__Objective__
Find all lines in the listing that include the word "index", then copy them.

__Provided data__
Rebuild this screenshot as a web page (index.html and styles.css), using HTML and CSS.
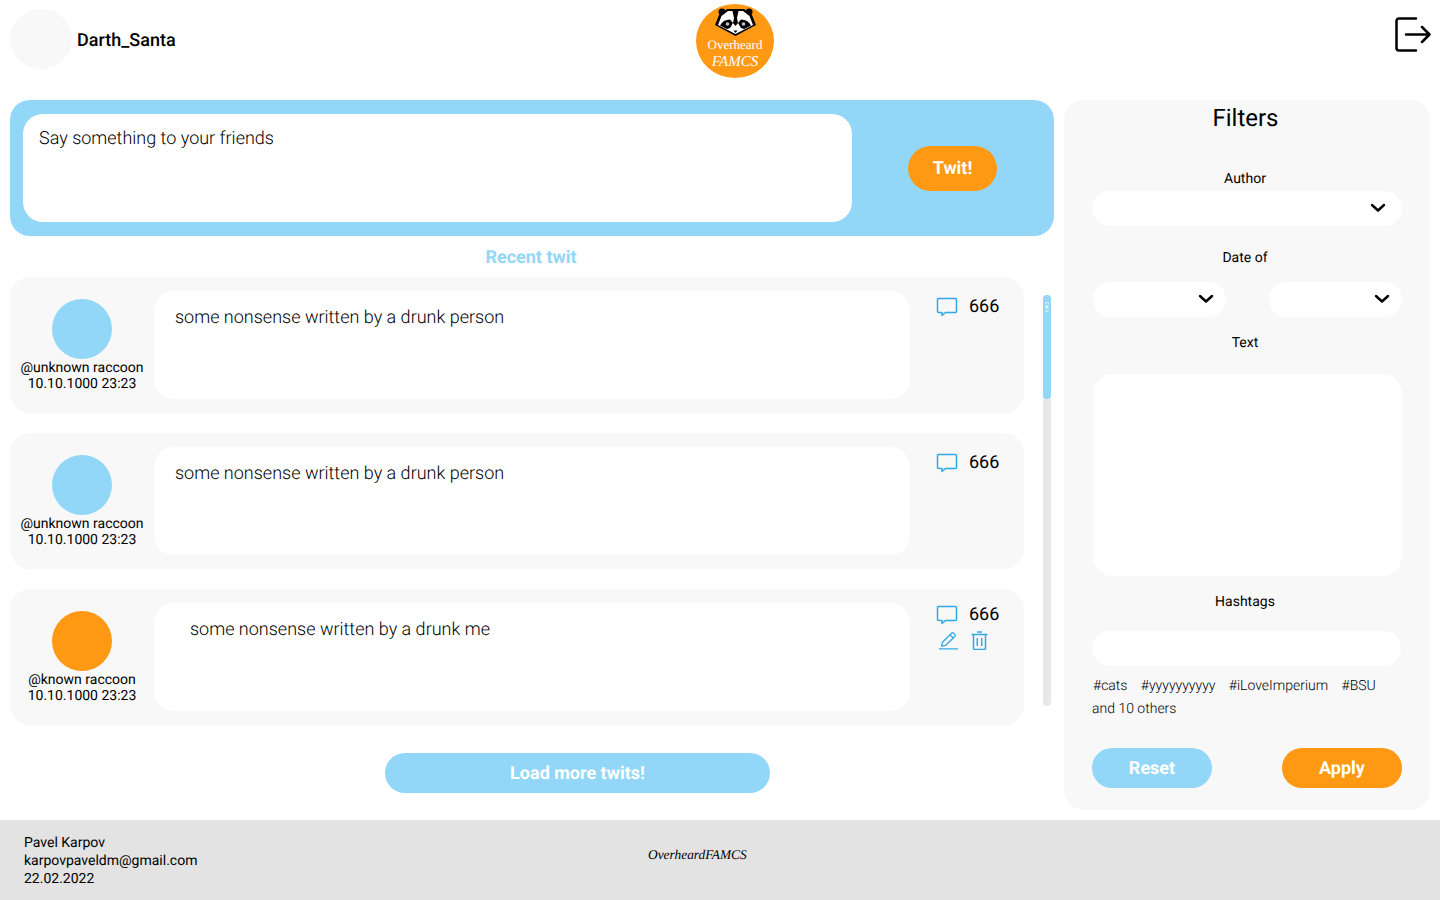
FILE: index.html
```html
<!DOCTYPE html>
<html lang="en">
<head>
<meta charset="utf-8">
<title>Overheard FAMCS</title>
<link rel="stylesheet" href="styles.css">
</head>
<body>
<svg class="defs" width="0" height="0" aria-hidden="true">
  <defs>
    <symbol id="i-comment" viewBox="0 0 22 20"><path d="M2.500 1.500h17a1 1 0 0 1 1 1v12a1 1 0 0 1-1 1H9.500l-3.500 3v-3H2.500a1 1 0 0 1-1-1v-12a1 1 0 0 1 1-1z" fill="none" stroke="#2fa9e6" stroke-width="1.500" stroke-linejoin="round"/></symbol>
    <symbol id="i-chev" viewBox="0 0 16 10"><path d="M2 2l6 5.500L14 2" fill="none" stroke="#000" stroke-width="2.400" stroke-linecap="round" stroke-linejoin="round"/></symbol>
  </defs>
</svg>
<header class="top">
  <div class="user"><div class="user-pic"></div><span class="user-name">Darth_Santa</span></div>
  <div class="logo">
    <svg class="logo-face" viewBox="0 0 41 29" width="41" height="29">
      <circle cx="7" cy="4" r="3.500" fill="#000"/><circle cx="34" cy="4" r="3.500" fill="#000"/>
      <path d="M4 7l8-6h17l8 6 4 10-20.500 11L0 17z" fill="#000"/>
      <path d="M6.500 8l6.500-5h15l6.500 5L38 17 20.500 26 3 17z" fill="#fff"/>
      <path d="M17 1h7l-2 9 1 5-2.500 3-2.500-3 1-5z" fill="#000"/>
      <path d="M5 17.500q3-6 10-6l3 3.500-3 5-3 1zM36 17.500q-3-6-10-6l-3 3.500 3 5 3 1z" fill="#000"/>
      <circle cx="12.500" cy="16" r="1.800" fill="#b9c6d2"/><circle cx="28.500" cy="16" r="1.800" fill="#b9c6d2"/>
      <path d="M18.500 22.500h4l-2 2.500z" fill="#000"/>
    </svg>
    <span class="logo-a">Overheard</span>
    <span class="logo-b">FAMCS</span>
  </div>
  <svg class="exit" viewBox="0 0 36 36" width="36" height="36"><path d="M21 1.500H4a2.500 2.500 0 0 0-2.500 2.500v27A2.500 2.500 0 0 0 4 33.500h17M11 17.500h23.500M27 10l7.500 7.500L27 25" fill="none" stroke="#000" stroke-width="2.500" stroke-linecap="round" stroke-linejoin="round"/></svg>
</header>
<main class="main">
  <section class="feed">
    <form class="composer">
      <div class="composer-box">Say something to your friends</div>
      <button class="btn btn-twit" type="button">Twit!</button>
    </form>
    <h2 class="recent">Recent twit</h2>
    <div class="list-wrap">
      <div class="list">
        <article class="card">
          <div class="who"><div class="pic pic-blue"></div><div class="who-text">@unknown raccoon<br>10.10.1000 23:23</div></div>
          <div class="msg">some nonsense written by a drunk person</div>
          <div class="side"><div class="count"><svg class="ico-c"><use href="#i-comment"/></svg><span>666</span></div></div>
        </article>
        <article class="card">
          <div class="who"><div class="pic pic-blue"></div><div class="who-text">@unknown raccoon<br>10.10.1000 23:23</div></div>
          <div class="msg">some nonsense written by a drunk person</div>
          <div class="side"><div class="count"><svg class="ico-c"><use href="#i-comment"/></svg><span>666</span></div></div>
        </article>
        <article class="card">
          <div class="who"><div class="pic pic-orange"></div><div class="who-text">@known raccoon<br>10.10.1000 23:23</div></div>
          <div class="msg msg-own">some nonsense written by a drunk me</div>
          <div class="side side-own"><div class="count"><svg class="ico-c"><use href="#i-comment"/></svg><span>666</span></div>
            <div class="tools">
              <svg class="ico-e" viewBox="0 0 20 19" width="20" height="19"><path d="M1 17.800h19M3.500 15.200l1-4L13.500 2.200a1.500 1.500 0 0 1 2.100 0l1.200 1.200a1.500 1.500 0 0 1 0 2.100L7.700 14.300zM12 3.800l3.300 3.300" fill="none" stroke="#2fa9e6" stroke-width="1.300" stroke-linejoin="round"/></svg>
              <svg class="ico-t" viewBox="0 0 17 19" width="17" height="19"><path d="M.5 3.500h16M6 1h5M2.500 3.500v13.700a1.300 1.300 0 0 0 1.300 1.300h9.400a1.300 1.300 0 0 0 1.300-1.300V3.500M6.300 7v8M10.700 7v8" fill="none" stroke="#2fa9e6" stroke-width="1.500"/></svg>
            </div>
          </div>
        </article>
      </div>
      <div class="scroll"><div class="thumb"><svg class="grip" viewBox="0 0 6 12" width="6" height="12"><path d="M1 3l2-2 2 2M1 9l2 2 2-2" fill="none" stroke="#e4f5fd" stroke-width="1"/><circle cx="3" cy="6" r="1.700" fill="#e4f5fd"/></svg></div></div>
    </div>
    <div class="more"><button class="btn btn-more" type="button">Load more twits!</button></div>
  </section>
  <aside class="filters">
    <h2 class="f-title">Filters</h2>
    <div class="f-label f-author">Author</div>
    <div class="pill pill-wide"><svg class="chev"><use href="#i-chev"/></svg></div>
    <div class="f-label f-date">Date of</div>
    <div class="date-row">
      <div class="pill pill-date"><svg class="chev"><use href="#i-chev"/></svg></div>
      <div class="pill pill-date"><svg class="chev"><use href="#i-chev"/></svg></div>
    </div>
    <div class="f-label f-text">Text</div>
    <div class="textbox"></div>
    <div class="f-label f-hash">Hashtags</div>
    <div class="pill pill-tag"></div>
    <div class="tags"><span>#cats</span><span>#yyyyyyyyyy</span><span>#iLoveImperium</span><span>#BSU</span></div>
    <div class="others">and 10 others</div>
    <div class="actions">
      <button class="btn btn-reset" type="button">Reset</button>
      <button class="btn btn-apply" type="button">Apply</button>
    </div>
  </aside>
</main>
<footer class="foot">
  <div class="foot-info">Pavel Karpov<br>karpovpaveldm@gmail.com<br>22.02.2022</div>
  <div class="foot-brand">OverheardFAMCS</div>
</footer>
</body>
</html>
```
FILE: styles.css
```css
* { box-sizing: border-box; }
html, body { margin: 0; padding: 0; }
body { width: 1440px; height: 900px; overflow: hidden; background: #fff; font-family: Roboto, sans-serif; color: #000; display: flex; flex-direction: column; text-rendering: geometricPrecision; }
.defs { position: absolute; }
.top { height: 100px; flex: none; display: flex; justify-content: space-between; align-items: flex-start; padding: 0 9px 0 10px; position: relative; }
.user { display: flex; align-items: center; margin-top: 9px; }
.user-pic { width: 62px; height: 60px; border-radius: 50%; background: #f8f8f8; }
.user-name { margin: 2px 0 0 5px; font-size: 18px; font-weight: 500; }
.logo { position: absolute; left: 696px; top: 4px; width: 78px; height: 74px; border-radius: 50%; background: #ff9914; display: flex; flex-direction: column; align-items: center; color: #fff; font-family: "Liberation Serif", serif; }
.logo-face { margin-top: 4px; flex: none; }
.logo-a { font-size: 13px; line-height: 14px; margin-top: 1px; }
.logo-b { font-size: 15px; line-height: 17px; margin-top: 2px; font-style: italic; }
.exit { margin-top: 17px; }
.main { flex: none; height: 720px; display: flex; align-items: flex-start; padding: 0 10px; gap: 10px; }
.feed { width: 1044px; flex: none; }
.composer { height: 136px; border-radius: 20px; background: #92d7f7; display: flex; align-items: center; padding: 0 57px 0 13px; justify-content: space-between; }
.composer-box { width: 829px; height: 108px; background: #fff; border-radius: 20px; padding: 14px 16px; font-size: 18px; font-weight: 300; line-height: 22px; }
.btn { border: 0; color: #fff; font-family: Roboto, sans-serif; font-weight: 700; font-size: 18px; padding: 0; text-rendering: geometricPrecision; }
.btn-twit { width: 89px; height: 45px; border-radius: 23px; background: #ff9914; padding-top: 1px; }
.recent { margin: 0; height: 41px; font-size: 18px; line-height: 44px; font-weight: 700; color: #92d7f7; text-align: center; padding-right: 2px; }
.list-wrap { display: flex; align-items: flex-start; }
.list { width: 1014px; display: flex; flex-direction: column; gap: 20px; }
.card { height: 136px; background: #f8f8f8; border-radius: 20px; display: flex; position: relative; }
.who { width: 144px; flex: none; padding-top: 22px; display: flex; flex-direction: column; align-items: center; }
.pic { width: 60px; height: 60px; border-radius: 50%; }
.pic-blue { background: #92d7f7; }
.pic-orange { background: #ff9914; }
.who-text { padding-top: 1px; font-size: 14px; line-height: 16px; text-align: center; white-space: nowrap; }
.msg { width: 756px; height: 108px; margin-top: 14px; background: #fff; border-radius: 20px; padding: 15px 21px; font-size: 18px; font-weight: 300; line-height: 24px; flex: none; }
.msg-own { padding-left: 36px; }
.side { margin-left: 26px; padding-top: 19px; }
.side-own { padding-top: 15px; }
.count { display: flex; align-items: center; height: 20px; font-size: 18px; gap: 11px; }
.ico-c { width: 22px; height: 20px; margin-top: 2px; }
.tools { display: flex; align-items: flex-start; gap: 13px; margin-top: 7px; padding-left: 2px; }
.scroll { width: 8px; height: 411px; margin: 18px 0 0 19px; border-radius: 4px; background: #e8e8e8; flex: none; }
.thumb { height: 104px; border-radius: 4px; background: #92d7f7; padding-top: 6px; display: flex; justify-content: center; align-items: flex-start; }
.more { display: flex; justify-content: center; padding: 28px 0 0 91px; }
.btn-more { width: 385px; height: 40px; border-radius: 20px; background: #92d7f7; }
.filters { width: 366px; height: 710px; flex: none; background: #f8f8f8; border-radius: 20px; padding: 0 28px; position: relative; }
.f-title { margin: 0; padding-top: 3px; height: 62px; font-size: 24px; line-height: 30px; font-weight: 400; text-align: center; padding-right: 3px; }
.f-label { height: 16px; font-size: 14px; line-height: 18px; text-align: center; padding-right: 4px; }
.f-author { margin-top: 8px; }
.pill { background: #fff; border-radius: 18px; height: 35px; display: flex; align-items: center; justify-content: flex-end; }
.pill-wide { margin-top: 5px; padding-right: 16px; }
.chev { width: 16px; height: 10px; margin-bottom: 1px; }
.f-date { margin-top: 23px; }
.date-row { display: flex; justify-content: space-between; padding-left: 1px; margin-top: 17px; }
.pill-date { width: 133px; padding-right: 12px; }
.f-text { margin-top: 17px; }
.textbox { margin: 24px 0 0 1px; height: 202px; background: #fff; border-radius: 20px; }
.f-hash { margin-top: 17px; }
.pill-tag { margin-top: 22px; width: 309px; }
.tags { display: flex; gap: 13.3px; height: 18px; margin-top: 10px; padding-left: 1px; font-size: 14px; line-height: 20px; font-weight: 300; }
.others { height: 18px; margin-top: 5px; font-size: 14px; line-height: 20px; font-weight: 300; }
.actions { display: flex; justify-content: space-between; margin-top: 31px; }
.btn-reset, .btn-apply { width: 120px; height: 40px; border-radius: 20px; }
.btn-reset { background: #92d7f7; }
.btn-apply { background: #ff9914; }
.foot { flex: none; height: 80px; background: #e3e3e3; display: flex; align-items: center; padding-left: 24px; position: relative; }
.foot-info { padding-top: 2px; font-size: 14px; line-height: 18px; }
.foot-brand { position: absolute; left: 648px; top: 26px; font-family: "Liberation Serif", serif; font-style: italic; font-size: 13.4px; line-height: 18px; }
```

__Exercise output__
Rebuild this screenshot as a web page (index.html and styles.css), using HTML and CSS.
FILE: index.html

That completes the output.